9 Characteristics of World Class Communities

As an outcome of their survey Telligent identified 9 characteristics of successful communities. They focused on communities that were:

  1. Company-owned
  2. Relationship oriented
  3. Had an active membership
  4. Were built for the long-term impact and not a particular campaign

1. Identified Business Objectives

Successful communities drive long-term value and therefore need to be aligned to business objectives of the organization overall. There was a time when the focus was on the technology and everyone used (and sometimes still uses) the term "collaborate" on its own. But the big question really is "collaborate for what purpose?". You need to design your community to achieve your business objectives.

2. Being Personal

The focus is not on the brand or corporate message. You need to put a face in there to ensure a higher level of trust. The community manager is seen as the face of the brand, so that person needs to real, active and good at fostering participation.

3. Culture of Belonging

Relationships need to be encouraged.
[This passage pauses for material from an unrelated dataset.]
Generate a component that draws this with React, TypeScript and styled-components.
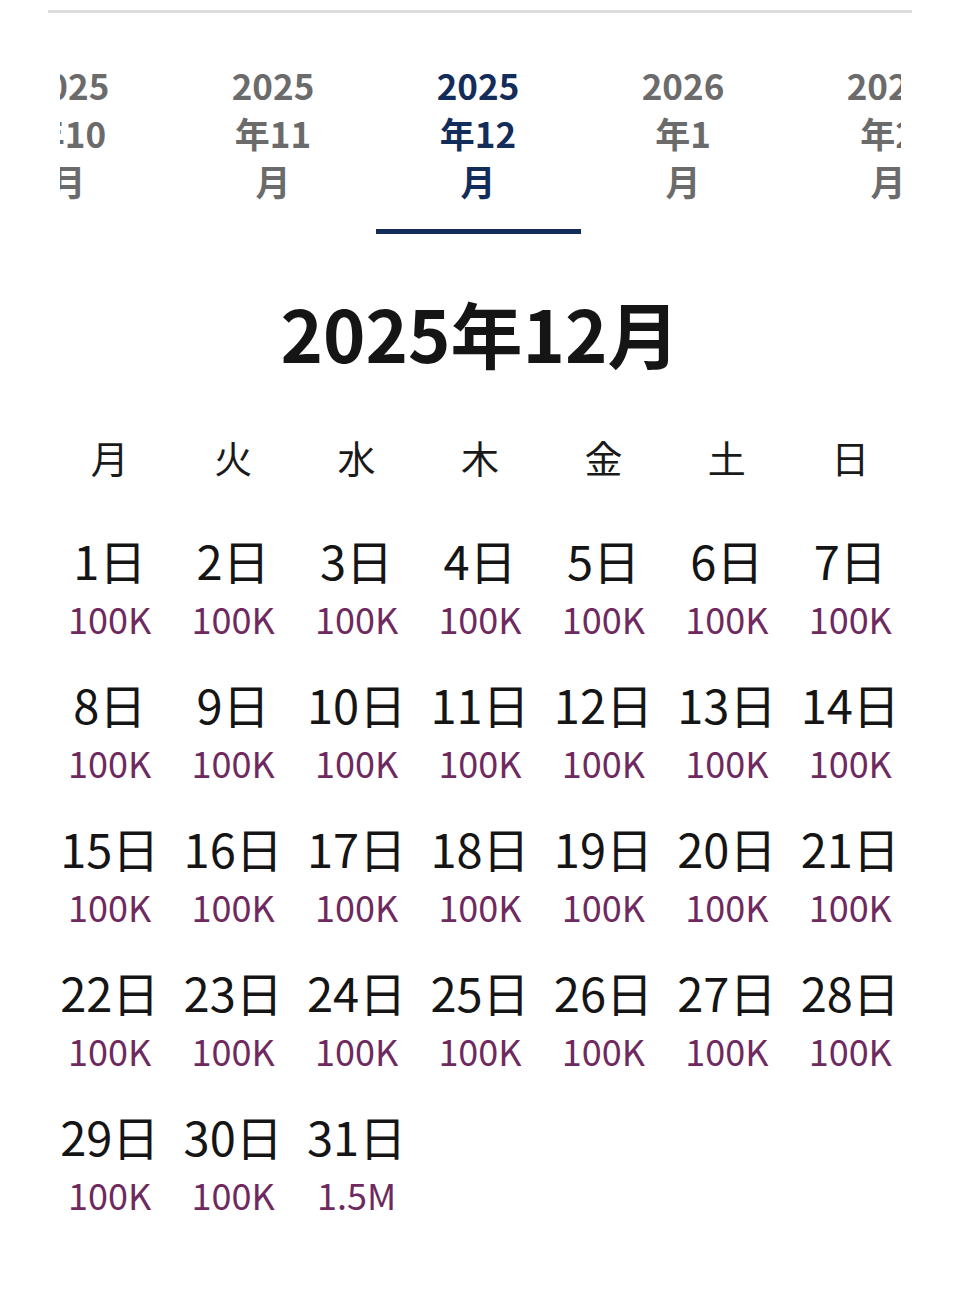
import React from "react";
import styled, { createGlobalStyle } from "styled-components";

const GlobalStyle = createGlobalStyle`
  html, body { margin: 0; padding: 0; background: #ffffff; }
  body { font-family: "Noto Sans CJK JP", "Noto Sans", sans-serif; }
`;

const Page = styled.div`
  padding: 10px 47px 40px 48px;
`;

const Divider = styled.div`
  height: 3px;
  background: #dddddd;
`;

const TabStrip = styled.div`
  margin: 48px 11px 0 12px;
  overflow: hidden;
`;

const TabTrack = styled.div`
  display: flex;
  margin-left: -94.5px;
`;

const Tab = styled.div<{ $active?: boolean }>`
  flex: 0 0 205px;
  display: flex;
  justify-content: center;
  padding-bottom: 24px;
  border-bottom: 5px solid ${(p) => (p.$active ? "#132d5a" : "transparent")};
  color: ${(p) => (p.$active ? "#132d5a" : "#6b6b6b")};
`;

const TabLabel = styled.div`
  width: 86px;
  text-align: center;
  font-size: 35px;
  font-weight: 700;
  line-height: 48px;
`;

const Title = styled.h1`
  margin: 53px 0 0;
  text-align: center;
  font-size: 72px;
  font-weight: 700;
  line-height: 90px;
  color: #151515;
`;

const Grid = styled.div`
  display: grid;
  grid-template-columns: repeat(7, 1fr);
`;

const WeekRow = styled(Grid)`
  margin-top: 55px;
`;

const WeekDay = styled.div`
  text-align: center;
  font-size: 38px;
  line-height: 50px;
  color: #1a1a1a;
`;

const DayGrid = styled(Grid)`
  margin-top: 49px;
  row-gap: 28px;
`;

const Cell = styled.div`
  display: flex;
  flex-direction: column;
  align-items: center;
`;

const DayNum = styled.div`
  font-size: 47px;
  line-height: 58px;
  color: #151515;
  white-space: nowrap;
`;

const Price = styled.div`
  font-size: 36px;
  line-height: 58px;
  color: #6e2a5f;
  white-space: nowrap;
`;

const tabs = [
  { label: "2025年10月" },
  { label: "2025年11月" },
  { label: "2025年12月", active: true },
  { label: "2026年1月" },
  { label: "2026年2月" },
];

const weekdays = ["月", "火", "水", "木", "金", "土", "日"];

const days = Array.from({ length: 31 }, (_, i) => ({
  day: i + 1,
  price: i === 30 ? "1.5M" : "100K",
}));

export default function App() {
  return (
    <>
      <GlobalStyle />
      <Page>
        <Divider />
        <TabStrip>
          <TabTrack>
            {tabs.map((t) => (
              <Tab key={t.label} $active={t.active}>
                <TabLabel>{t.label}</TabLabel>
              </Tab>
            ))}
          </TabTrack>
        </TabStrip>
        <Title>2025年12月</Title>
        <WeekRow>
          {weekdays.map((w) => (
            <WeekDay key={w}>{w}</WeekDay>
          ))}
        </WeekRow>
        <DayGrid>
          {days.map((d) => (
            <Cell key={d.day}>
              <DayNum>{d.day}日</DayNum>
              <Price>{d.price}</Price>
            </Cell>
          ))}
        </DayGrid>
      </Page>
    </>
  );
}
New users should be helped to get started and things like automatically friending of people who manage the community should be employed. According to Telligent, the relationship is the enabler, not the objective (as it is in social networks).

4. Relevant Content

Although the community will generate much of the content within it, the organization must also ensure that relevant content is provided. Much of the content within the community can't be found elsewhere and it's key for organizations to ensure the information community members have come to find is there.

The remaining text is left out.